Much chlorine exposure happens by choice and by simply making new choices you can help reduce exposure risks. If you have a pool, avoid chlorine products. There are alternative methods that can be used to keep pools disinfected, including silver-copper ion generators and salt water.

Avoid home cleaning products that contain chlorine. There are natural and organic alternatives available. You can even make your own.

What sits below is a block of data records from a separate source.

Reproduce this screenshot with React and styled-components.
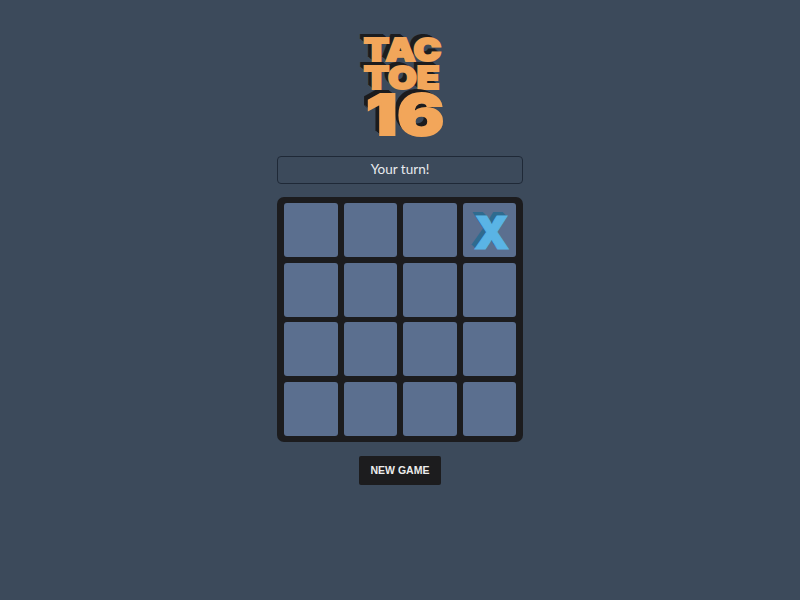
import React from "react";
import styled, { createGlobalStyle } from "styled-components";

const CELLS = ["", "", "", "X", "", "", "", "", "", "", "", "", "", "", "", ""];

function App() {
  return (
    <>
      <GlobalStyle />
      <Page>
        <Logo>
          <LogoWord>TAC</LogoWord>
          <LogoWord>TOE</LogoWord>
          <LogoNumber>16</LogoNumber>
        </Logo>
        <Status>Your turn!</Status>
        <Board>
          {CELLS.map((mark, i) => (
            <Cell key={i}>{mark && <Mark>{mark}</Mark>}</Cell>
          ))}
        </Board>
        <NewGame>NEW GAME</NewGame>
      </Page>
    </>
  );
}

const GlobalStyle = createGlobalStyle`
  html, body {
    margin: 0;
    padding: 0;
    background: #3c4a5b;
  }
`;
const Page = styled.div`
  width: 800px;
  height: 600px;
  box-sizing: border-box;
  padding-top: 36px;
  display: flex;
  flex-direction: column;
  align-items: center;
  background: #3c4a5b;
`;
const Logo = styled.div`
  height: 99px;
  margin-bottom: 21px;
  display: flex;
  flex-direction: column;
  align-items: center;
  font-family: "Inter", "Liberation Sans", sans-serif;
  font-weight: 900;
  color: #f2a65a;
  -webkit-text-stroke: 2px #f2a65a;
  text-shadow: -1px -1px 0 #1c1c1e, -2px -2px 0 #1c1c1e, -3px -3px 0 #1c1c1e,
    -4px -4px 0 #1c1c1e;
`;
const LogoWord = styled.div`
  font-size: 32px;
  line-height: 28px;
  transform: translateX(2px) scaleX(1.16);
`;
const LogoNumber = styled.div`
  font-size: 57px;
  line-height: 43px;
  transform: translate(5px, 1px) scaleX(1.22);
`;
const Status = styled.div`
  box-sizing: border-box;
  width: 246px;
  height: 28px;
  padding-bottom: 2px;
  margin-bottom: 13px;
  display: flex;
  align-items: center;
  justify-content: center;
  border: 1px solid #1f2937;
  border-radius: 4px;
  font-family: "Lato", sans-serif;
  font-weight: 400;
  font-size: 13.5px;
  color: #e9ecef;
`;
const Board = styled.div`
  box-sizing: border-box;
  width: 246px;
  height: 245px;
  padding: 6px 6px 6px 7px;
  display: grid;
  grid-template-columns: repeat(4, 53.7px);
  grid-template-rows: repeat(4, 54px);
  gap: 5.7px 5.9px;
  background: #1c1c1e;
  border-radius: 7px;
  margin-bottom: 14px;
`;
const Cell = styled.div`
  display: flex;
  align-items: center;
  justify-content: center;
  background: #5b6f8f;
  border-radius: 3px;
`;
const Mark = styled.span`
  font-family: "Inter", "Liberation Sans", sans-serif;
  font-weight: 900;
  font-size: 45px;
  line-height: 1;
  color: #5ab4e5;
  -webkit-text-stroke: 1px #5ab4e5;
  transform: translate(2px, 2px);
  text-shadow: -1px -1px 0 #2f6b8f, -2px -2px 0 #2f6b8f, -3px -3px 0 #2f6b8f,
    -4px -4px 0 #2f6b8f;
`;
const NewGame = styled.button`
  box-sizing: border-box;
  width: 82px;
  height: 29px;
  padding: 0 0 1px;
  border: none;
  border-radius: 2px;
  background: #1c1c1e;
  color: #ececec;
  font-family: "Liberation Sans", sans-serif;
  font-weight: 700;
  font-size: 10.5px;
`;

export default App;
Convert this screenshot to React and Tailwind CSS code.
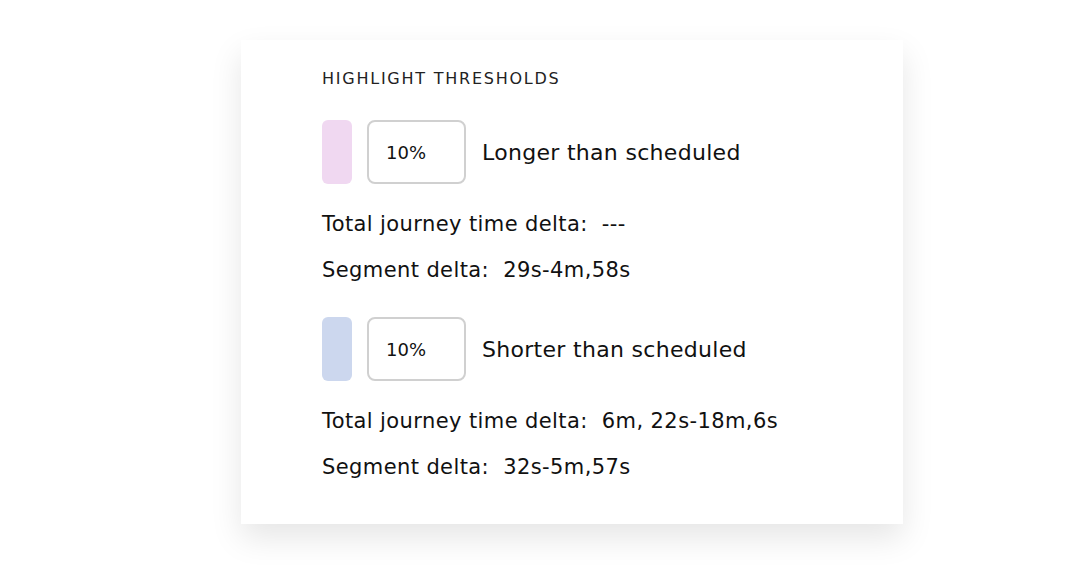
export default function App() {
  const font = { fontFamily: '"DejaVu Sans", "Noto Sans", sans-serif' };
  return (
    <div className="w-[1075px] h-[565px] bg-white pt-[40px] pl-[241px]" style={font}>
      <div className="w-[662px] h-[484px] bg-white shadow-[0_14px_30px_rgba(0,0,0,0.1)] pl-[81px] pt-[28px]">
        <h2 className="text-[16px] leading-[22px] tracking-[0.11em] text-[#222] uppercase">Highlight thresholds</h2>

        <ThresholdRow color="bg-[#f0d8f1]" label="Longer than scheduled" className="mt-[30px]" />
        <div className="mt-[25px] text-[21px] leading-[30px] tracking-[0.4px] text-[#111] whitespace-pre">Total journey time delta:  ---</div>
        <div className="mt-[16px] text-[21px] leading-[30px] tracking-[0.4px] text-[#111] whitespace-pre">Segment delta:  29s-4m,58s</div>

        <ThresholdRow color="bg-[#ccd7ee]" label="Shorter than scheduled" className="mt-[32px]" />
        <div className="mt-[25px] text-[21px] leading-[30px] tracking-[0.4px] text-[#111] whitespace-pre">Total journey time delta:  6m, 22s-18m,6s</div>
        <div className="mt-[16px] text-[21px] leading-[30px] tracking-[0.4px] text-[#111] whitespace-pre">Segment delta:  32s-5m,57s</div>
      </div>
    </div>
  );
}

function ThresholdRow({ color, label, className }) {
  return (
    <div className={"flex items-center " + className}>
      <div className={"w-[30px] h-[64px] rounded-[6px] " + color}></div>
      <div className="ml-[15px] w-[99px] h-[64px] rounded-[8px] border-2 border-[#d0d0d0] flex items-center pl-[17px] text-[18px] text-[#111]">
        10%
      </div>
      <span className="ml-[16px] text-[22px] tracking-[0.3px] text-[#111]">{label}</span>
    </div>
  );
}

One of the most significant measures you can take is to always drink distilled water or consider a water purification system for your home. It will help to reduce toxins before the water even comes out the faucet.

References (8)
  1. Siritapetawee J, et al. Trace element analysis of hairs in patients with dementia. J Synchrotron Radiat. 2010 Mar;17(2):268-72. doi: 10.1107/S0909049509055319. Epub 2010 Jan 16.
  2. Fisk MZ, et al. Asthma in swimmers: a review of the current literature. Phys Sportsmed. 2010 Dec;38(4):28-34. doi: 10.3810/psm.2010.12.1822. Review.
  3. Carlsen KH. The breathless adolescent asthmatic athlete. Eur Respir J. 2011 Sep;38(3):713-20. doi: 10.1183/09031936.00068510. Epub 2011 Mar 24. Review.
  4. Anderson PD. Emergency management of chemical weapons injuries. J Pharm Pract. 2012 Feb;25(1):61-8. doi: 10.1177/0897190011420677. Epub 2011 Nov 11. Review.
  5. Mohan A, et al. Acute accidental exposure to chlorine gas: clinical presentation, pulmonary functions and outcomes. Indian J Chest Dis Allied Sci. 2010 Jul-Sep;52(3):149-52.
  6. Ginsberg JP, et al. Posttraumatic stress and tendency to panic in the aftermath of the chlorine gas disaster in Graniteville, South Carolina. Soc Psychiatry Psychiatr Epidemiol. 2012 Sep;47(9):1441-8. doi: 10.1007/s00127-011-0449-6. Epub 2011 Nov 10.
  7. Florentin A, et al. Health effects of disinfection by-products in chlorinated swimming pools. Int J Hyg Environ Health. 2011 Nov;214(6):461-9. doi: 10.1016/j.ijheh.2011.07.012. Epub 2011 Sep 1. Review.
  8. Jahangiri L, et al. Severe and rapid erosion of dental enamel from swimming: a clinical report. J Prosthet Dent. 2011 Oct;106(4):219-23. doi: 10.1016/S0022-3913(11)60126-1.

†Results may vary. Information and statements made are for education purposes and are not intended to replace the advice of your doctor. If you have a severe medical condition or health concern, see your physician.